>> BEGIN

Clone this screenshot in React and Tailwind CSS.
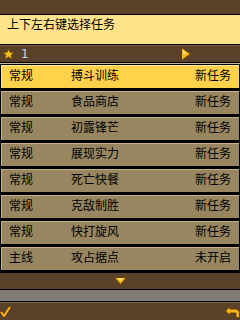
import React from 'react';

const tasks = [
  { type: '常规', name: '搏斗训练', state: '新任务' },
  { type: '常规', name: '食品商店', state: '新任务' },
  { type: '常规', name: '初露锋芒', state: '新任务' },
  { type: '常规', name: '展现实力', state: '新任务' },
  { type: '常规', name: '死亡快餐', state: '新任务' },
  { type: '常规', name: '克敌制胜', state: '新任务' },
  { type: '常规', name: '快打旋风', state: '新任务' },
  { type: '主线', name: '攻占据点', state: '未开启' },
];

function Star() {
  return (
    <svg width="11" height="10" viewBox="0 0 11 10">
      <path d="M5.5 0 L7 3.4 L11 3.6 L8 6 L9 10 L5.5 7.8 L2 10 L3 6 L0 3.6 L4 3.4 Z" fill="#f7c21c" stroke="#7a4a00" strokeWidth="0.6" />
    </svg>
  );
}

export default function App() {
  return (
    <div className="w-[240px] h-[320px] flex flex-col bg-[#5a4129] overflow-hidden text-black"
         style={{ fontFamily: '"Noto Sans CJK SC", "Liberation Sans", sans-serif' }}>
      {/* top strip */}
      <div className="h-[15px] bg-[#5a4129] border-b border-black shrink-0" />

      {/* hint panel */}
      <div className="h-[30px] bg-[#ffe38a] border-b border-black shrink-0 pl-[7px] pt-[2px] text-[12px] leading-[14px]">
        上下左右键选择任务
      </div>

      {/* page bar */}
      <div className="h-[18px] shrink-0 bg-[#5a4129] border-t border-[#7a5e3e] border-b border-b-black flex items-center relative">
        <div className="ml-[3px] mt-[-1px]"><Star /></div>
        <span className="ml-[7px] text-[12px] leading-none text-[#c9d4f2]" style={{ fontFamily: '"DejaVu Sans", sans-serif' }}>1</span>
        <svg className="absolute left-[181px] top-[1px]" width="10" height="14" viewBox="0 0 10 14">
          <path d="M0.5 0.5 L9.5 7 L0.5 13.5 Z" fill="#f4b71a" stroke="#6b3d00" strokeWidth="1" />
          <path d="M2 3 L6 7 L2 7 Z" fill="#ffe27a" />
        </svg>
      </div>

      {/* list */}
      <div className="flex flex-col bg-[#c9b88e] pt-[1px] shrink-0">
        {tasks.map((t, i) => (
          <div key={i}
               className={`h-[26px] border border-black border-b-2 flex ${i === 0 ? 'bg-[#ffd24c]' : 'bg-[#978660]'}`}>
            <div className={`flex-1 flex items-start pt-[1px] border-t border-l ${i === 0 ? 'border-[#ffe99a]' : 'border-[#c2b184]'} text-[12px] leading-[16px]`}>
              <span className="w-[62px] pl-[7px]">{t.type}</span>
              <span className="flex-1 pl-[7px]">{t.name}</span>
              <span className="pr-[8px]">{t.state}</span>
            </div>
          </div>
        ))}
      </div>

      {/* scroll bar */}
      <div className="h-[18px] shrink-0 bg-[#5a4129] border-t border-black border-b border-b-black flex items-center justify-center">
        <svg width="13" height="8" viewBox="0 0 13 8">
          <path d="M0.5 0.5 L12.5 0.5 L6.5 7.5 Z" fill="#f4b71a" stroke="#6b3d00" strokeWidth="1" />
          <path d="M3 1.5 L10 1.5 L6.5 4 Z" fill="#ffe27a" />
        </svg>
      </div>

      {/* gray gap */}
      <div className="h-[12px] shrink-0 bg-[#7f7b72] border-b border-black" />

      {/* softkey bar */}
      <div className="flex-1 bg-[#5a4129] border-t border-[#7a5e3e] flex items-center justify-between">
        <svg width="12" height="12" viewBox="0 0 12 12">
          <path d="M1 6 L4 10 L10 1" fill="none" stroke="#6b3d00" strokeWidth="3.5" strokeLinejoin="round" />
          <path d="M1 6 L4 10 L10 1" fill="none" stroke="#f4b71a" strokeWidth="2" strokeLinejoin="round" />
        </svg>
        <svg width="15" height="12" viewBox="0 0 15 12">
          <path d="M0.5 5 L5 0.5 L5 3 L11 3 Q14.5 3 14.5 7 L14.5 11.5 L11 11.5 L11 7.5 Q11 7 10 7 L5 7 L5 9.5 Z" fill="#f4b71a" stroke="#6b3d00" strokeWidth="1" />
        </svg>
      </div>
    </div>
  );
}
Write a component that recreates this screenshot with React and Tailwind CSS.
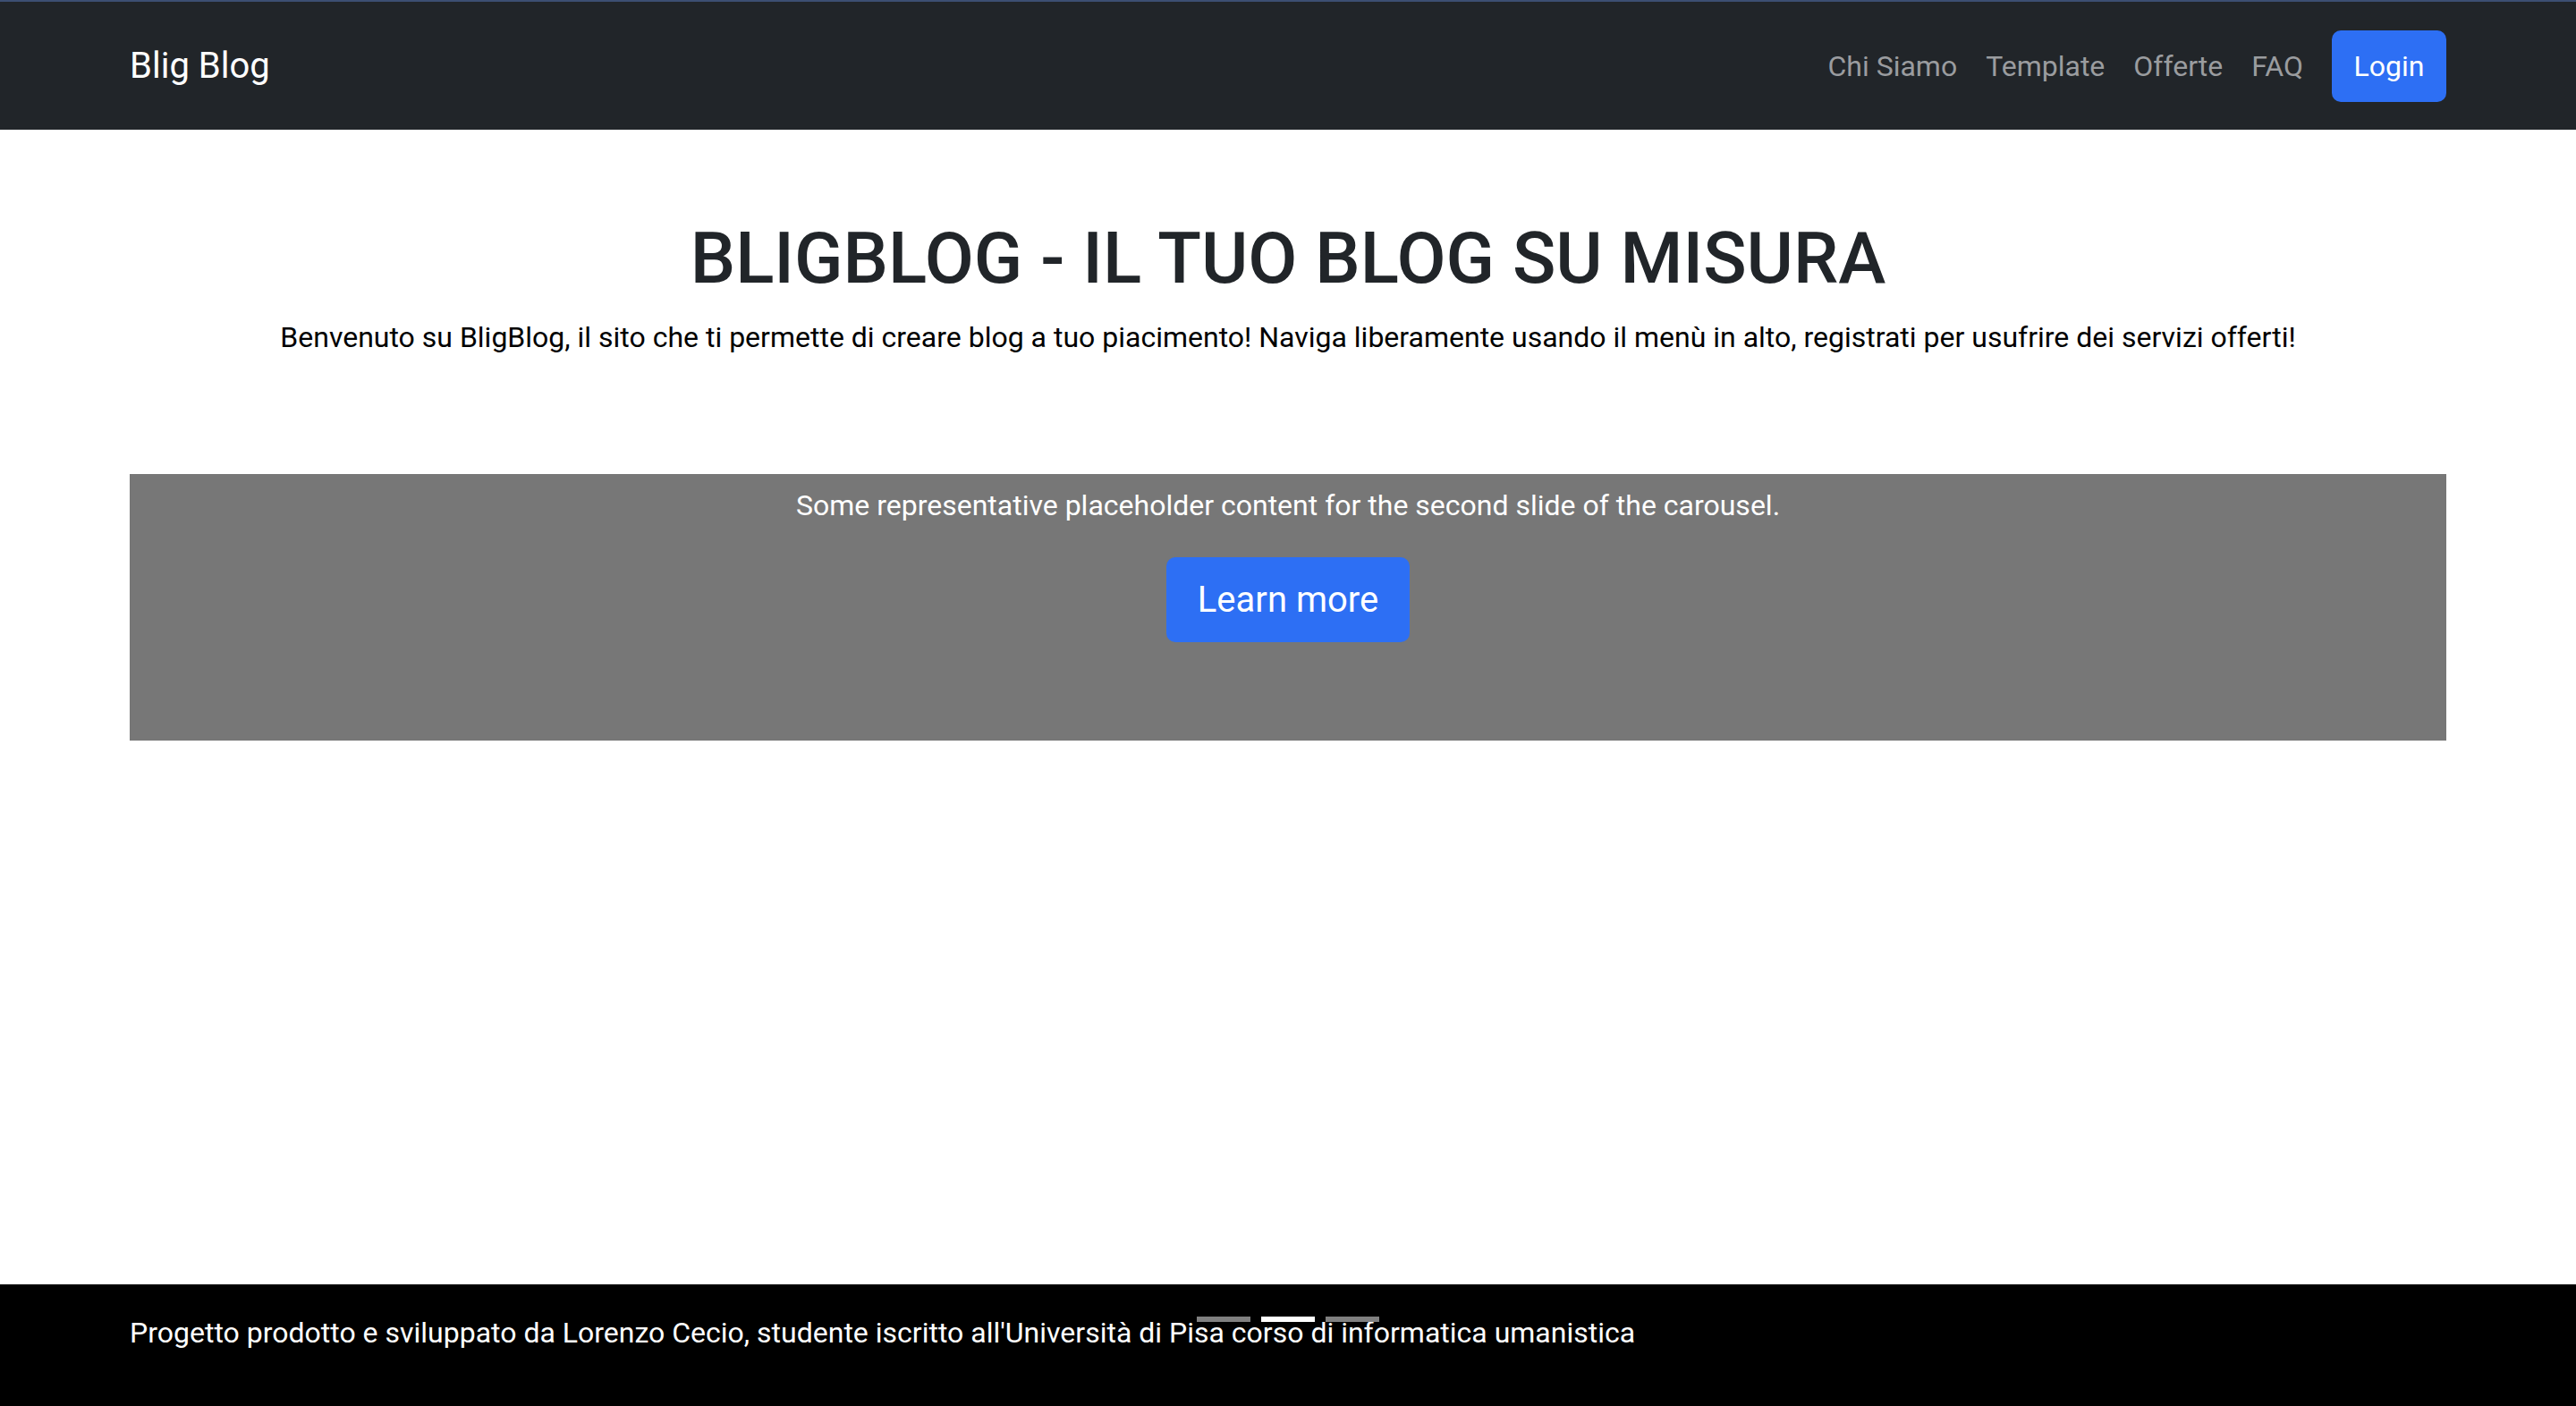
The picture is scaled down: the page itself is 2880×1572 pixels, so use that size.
export default function App() {
  const links = ["Chi Siamo", "Template", "Offerte", "FAQ"];

  return (
    <div className="min-h-screen flex flex-col bg-white font-['Roboto',sans-serif] text-[#212529]">
      <nav className="h-[145px] border-t-2 border-[#3c4f72] bg-[#212529]">
        <div className="h-full px-[145px] flex items-center justify-between">
          <a className="text-[40px] leading-[60px] text-white">Blig Blog</a>
          <div className="flex items-center gap-[32px]">
            {links.map((l) => (
              <a key={l} className="text-[32px] leading-[48px] text-[#9a9c9f]">
                {l}
              </a>
            ))}
            <button className="h-[80px] w-[128px] rounded-[10px] bg-[#2d6ff4] text-[32px] leading-[48px] text-white">
              Login
            </button>
          </div>
        </div>
      </nav>

      <main className="px-[145px] pt-[96px]">
        <h1 className="text-center text-[80px] leading-[96px] font-medium">
          BLIGBLOG - IL TUO BLOG SU MISURA
        </h1>
        <p className="mt-[16px] text-center text-[32px] leading-[48px] text-black">
          Benvenuto su BligBlog, il sito che ti permette di creare blog a tuo piacimento! Naviga liberamente usando il menù in alto, registrati per usufrire dei servizi offerti!
        </p>

        <div className="mt-[129px] h-[298px] bg-[#777777] pt-[11px] flex flex-col items-center">
          <p className="text-[32px] leading-[48px] text-white">
            Some representative placeholder content for the second slide of the carousel.
          </p>
          <button className="mt-[34px] h-[95px] w-[272px] rounded-[10px] bg-[#2d6ff4] text-[40px] leading-[60px] text-white">
            Learn more
          </button>
        </div>
      </main>

      <footer className="relative mt-auto h-[136px] bg-black px-[145px] pt-[30px]">
        <p className="text-[32px] leading-[48px] text-white">
          Progetto prodotto e sviluppato da Lorenzo Cecio, studente iscritto all'Università di Pisa corso di informatica umanistica
        </p>
        {/* carousel indicators end up over the footer */}
        <div className="absolute left-1/2 top-[36px] -translate-x-1/2 flex gap-[12px]">
          <span className="block h-[6px] w-[60px] bg-[#808080]" />
          <span className="block h-[6px] w-[60px] bg-white" />
          <span className="block h-[6px] w-[60px] bg-[#808080]" />
        </div>
      </footer>
    </div>
  );
}
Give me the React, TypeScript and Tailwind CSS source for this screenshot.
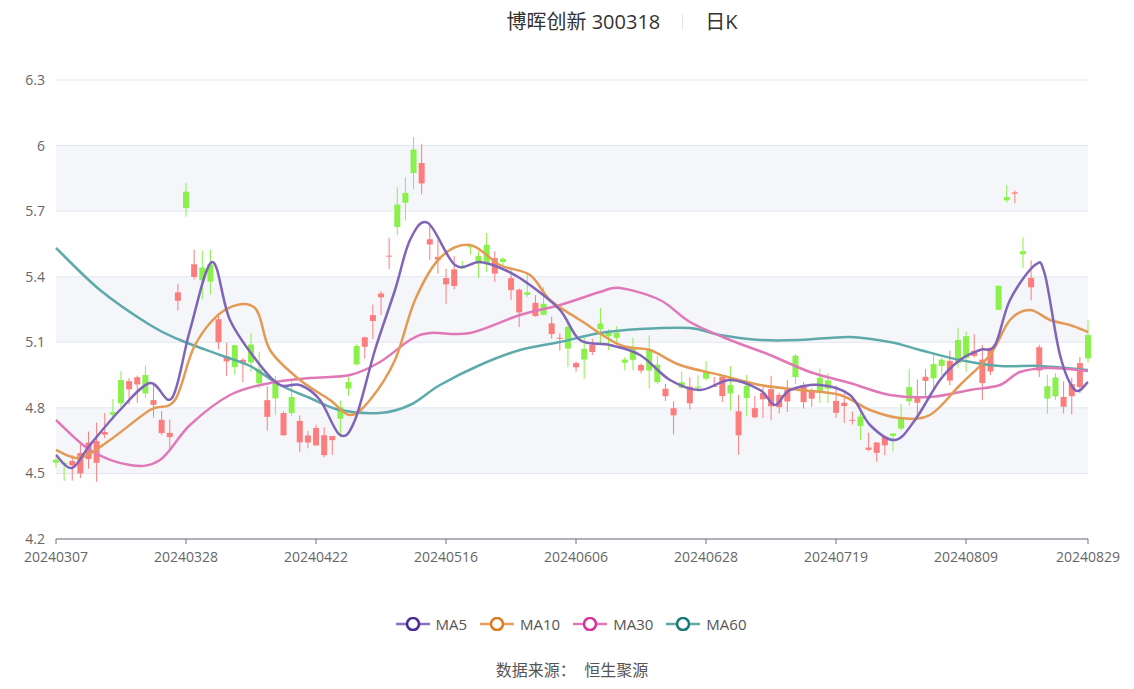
import React from "react";

const Y = (p: number) => 80 + ((6.3 - p) / 2.1) * 459;

const closeKeys: [number, number][] = [
  [56, 4.55], [75, 4.55], [110, 4.75], [135, 4.97], [150, 4.85], [170, 4.72], [178, 5.3], [185, 5.75], [195, 5.45],
  [210, 5.35], [230, 5.0], [250, 5.02], [270, 4.85], [290, 4.78], [310, 4.7], [330, 4.65], [345, 4.8], [360, 5.1],
  [380, 5.3], [395, 5.6], [410, 5.8], [420, 6.0], [430, 5.55], [450, 5.4], [470, 5.5], [500, 5.45], [520, 5.35],
  [545, 5.25], [560, 5.1], [576, 4.98], [590, 5.1], [610, 5.15], [625, 5.0], [650, 4.98], [670, 4.82], [690, 4.9],
  [720, 4.95], [740, 4.8], [760, 4.85], [780, 4.9], [800, 4.95], [830, 4.85], [850, 4.8], [865, 4.65], [885, 4.65],
  [900, 4.7], [915, 4.85], [940, 5.0], [960, 5.05], [990, 5.05], [1000, 5.3], [1010, 6.0], [1020, 5.6], [1030, 5.4],
  [1045, 4.85], [1060, 4.8], [1075, 4.95], [1088, 5.0],
];

function interp(x: number) {
  for (let i = 0; i < closeKeys.length - 1; i++) {
    const [x0, y0] = closeKeys[i];
    const [x1, y1] = closeKeys[i + 1];
    if (x >= x0 && x <= x1) return y0 + ((y1 - y0) * (x - x0)) / (x1 - x0);
  }
  return closeKeys[closeKeys.length - 1][1];
}

let seed = 7;
const rnd = () => {
  seed = (seed * 9301 + 49297) % 233280;
  return seed / 233280;
};

const N = 128;
const step = (1088 - 56) / (N - 1);
const candles = Array.from({ length: N }, (_, i) => {
  const x = 56 + i * step;
  const c = interp(x) + (rnd() - 0.5) * 0.08;
  const o = c + (rnd() - 0.5) * 0.22;
  const hi = Math.max(o, c) + rnd() * 0.09;
  const lo = Math.min(o, c) - rnd() * 0.09;
  return { x, o, c, hi, lo };
});

type P = [number, number];
const ma5: P[] = [[56,455],[72,468],[90,445],[120,410],[150,383],[172,398],[190,330],[212,262],[230,320],[260,365],[280,385],[300,385],[320,400],[340,435],[355,420],[375,350],[395,290],[410,240],[428,223],[455,265],[480,262],[505,270],[530,285],[560,310],[580,340],[610,345],[640,355],[670,380],[700,390],[730,380],[760,390],[775,405],[790,390],[820,385],[850,395],[870,425],[895,440],[915,420],[940,380],[960,360],[980,350],[995,345],[1010,300],[1035,265],[1045,275],[1060,355],[1075,390],[1088,382]];
const ma10: P[] = [[56,450],[80,458],[110,440],[150,410],[175,400],[195,345],[225,310],[255,308],[270,350],[300,380],[330,400],[350,415],[370,400],[395,360],[415,300],[440,258],[470,245],[500,265],[530,275],[550,300],[580,320],[620,345],[650,350],[680,365],[720,375],[760,385],[800,390],[840,395],[870,410],[900,418],[930,415],[960,385],[990,355],[1010,320],[1030,310],[1050,320],[1070,325],[1088,332]];
const ma30: P[] = [[56,420],[90,450],[130,465],[160,460],[190,425],[230,395],[270,383],[310,378],[350,375],[380,362],[410,340],[430,333],[470,333],[520,315],[560,305],[600,292],[620,288],[660,300],[690,322],[730,340],[770,355],[810,372],[850,383],[890,395],[930,397],[970,390],[1000,385],[1020,372],[1050,368],[1088,371]];
const ma60: P[] = [[56,248],[100,290],[150,325],[180,340],[220,355],[250,366],[280,385],[310,398],[340,410],[380,413],[410,405],[440,385],[480,365],[520,350],[560,342],[600,333],[640,329],[690,328],[720,335],[760,340],[800,340],[850,337],[890,342],[920,350],[960,360],[1000,366],[1040,366],[1088,370]];

function smooth(pts: P[]) {
  let d = `M${pts[0][0]},${pts[0][1]}`;
  for (let i = 0; i < pts.length - 1; i++) {
    const p0 = pts[i - 1] || pts[i];
    const p1 = pts[i];
    const p2 = pts[i + 1];
    const p3 = pts[i + 2] || p2;
    const c1x = p1[0] + (p2[0] - p0[0]) / 6, c1y = p1[1] + (p2[1] - p0[1]) / 6;
    const c2x = p2[0] - (p3[0] - p1[0]) / 6, c2y = p2[1] - (p3[1] - p1[1]) / 6;
    d += ` C${c1x},${c1y} ${c2x},${c2y} ${p2[0]},${p2[1]}`;
  }
  return d;
}

const grid = [6.3, 6, 5.7, 5.4, 5.1, 4.8, 4.5, 4.2];
const xlabels = ["20240307","20240328","20240422","20240516","20240606","20240628","20240719","20240809","20240829"];
const xl = [56,186,316,446,576,706,836,966,1088];

const legend = [
  { n: "MA5", line: "#8a70c0", c: "#4a2a98" },
  { n: "MA10", line: "#e8a060", c: "#e07a1c" },
  { n: "MA30", line: "#e078b8", c: "#d3359a" },
  { n: "MA60", line: "#5eaaaa", c: "#167a7a" },
];

export default function App() {
  const font = { fontFamily: '"Open Sans","Noto Sans CJK SC",sans-serif' };
  return (
    <div className="w-[1134px] h-[689px] bg-white flex flex-col text-[#555]" style={font}>
      <div className="h-[44px] flex items-center justify-center gap-[22px] text-[20px] text-[#333] pl-[110px]">
        <span>博晖创新 300318</span>
        <span className="w-px h-[16px] bg-[#e5e5e5]" />
        <span>日K</span>
      </div>
      <svg width={1134} height={560} viewBox="0 44 1134 560">
        <rect x={56} y={80} width={1032} height={459} fill="#fefefe" />
        {[145, 277, 408].map((y) => (
          <rect key={y} x={56} y={y} width={1032} height={65.6} fill="#f5f6fa" />
        ))}
        {grid.map((g) => (
          <g key={g}>
            <line x1={56} x2={1088} y1={Y(g)} y2={Y(g)} stroke="#e3e7f0" strokeWidth={1} />
            <text x={45} y={Y(g) + 5} textAnchor="end" fontSize={14} fill="#666">{g}</text>
          </g>
        ))}
        <line x1={56} x2={1088} y1={539} y2={539} stroke="#6e7079" />
        {xl.map((x, i) => (
          <g key={x}>
            <line x1={x} x2={x} y1={539} y2={544} stroke="#6e7079" />
            <text x={x} y={562} textAnchor="middle" fontSize={14} fill="#666">{xlabels[i]}</text>
          </g>
        ))}
        {candles.map((k, i) => {
          const up = k.c >= k.o;
          const col = up ? "#fb7d7d" : "#8af04c";
          const top = Y(Math.max(k.o, k.c));
          const bot = Y(Math.min(k.o, k.c));
          return (
            <g key={i}>
              <line x1={k.x} x2={k.x} y1={Y(k.hi)} y2={Y(k.lo)} stroke={col} strokeWidth={1} />
              <rect x={k.x - 3} y={top} width={6} height={Math.max(1, bot - top)} fill={col} />
            </g>
          );
        })}
        <path d={smooth(ma60)} fill="none" stroke="#5eaaaa" strokeWidth={2.5} />
        <path d={smooth(ma30)} fill="none" stroke="#e078b8" strokeWidth={2.5} />
        <path d={smooth(ma10)} fill="none" stroke="#e39a55" strokeWidth={2.5} />
        <path d={smooth(ma5)} fill="none" stroke="#7f64b8" strokeWidth={2.5} />
      </svg>
      <div className="h-[40px] flex items-center justify-center gap-[13px] pl-[8px]">
        {legend.map((l) => (
          <div key={l.n} className="flex items-center gap-[6px] text-[15px] text-[#555]">
            <svg width={34} height={14}>
              <line x1={0} x2={34} y1={7} y2={7} stroke={l.line} strokeWidth={2.5} />
              <circle cx={17} cy={7} r={6} fill="#fff" stroke={l.c} strokeWidth={2.5} />
            </svg>
            <span>{l.n}</span>
          </div>
        ))}
      </div>
      <div className="mt-[14px] text-center text-[16px] text-[#555] pl-[10px]">数据来源：&nbsp;&nbsp;恒生聚源</div>
    </div>
  );
}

>> END

→ EXERCISE DIRECTIONS
Omit the pictures, then repeat exactly each line from the beginning of the listing through the line with "bg-[#5a4129] border-b border-black".

→ CORRECT RESPONSE
Clone this screenshot in React and Tailwind CSS.
import React from 'react';

const tasks = [
  { type: '常规', name: '搏斗训练', state: '新任务' },
  { type: '常规', name: '食品商店', state: '新任务' },
  { type: '常规', name: '初露锋芒', state: '新任务' },
  { type: '常规', name: '展现实力', state: '新任务' },
  { type: '常规', name: '死亡快餐', state: '新任务' },
  { type: '常规', name: '克敌制胜', state: '新任务' },
  { type: '常规', name: '快打旋风', state: '新任务' },
  { type: '主线', name: '攻占据点', state: '未开启' },
];

function Star() {
  return (
    <svg width="11" height="10" viewBox="0 0 11 10">
      <path d="M5.5 0 L7 3.4 L11 3.6 L8 6 L9 10 L5.5 7.8 L2 10 L3 6 L0 3.6 L4 3.4 Z" fill="#f7c21c" stroke="#7a4a00" strokeWidth="0.6" />
    </svg>
  );
}

export default function App() {
  return (
    <div className="w-[240px] h-[320px] flex flex-col bg-[#5a4129] overflow-hidden text-black"
         style={{ fontFamily: '"Noto Sans CJK SC", "Liberation Sans", sans-serif' }}>
      {/* top strip */}
      <div className="h-[15px] bg-[#5a4129] border-b border-black shrink-0" />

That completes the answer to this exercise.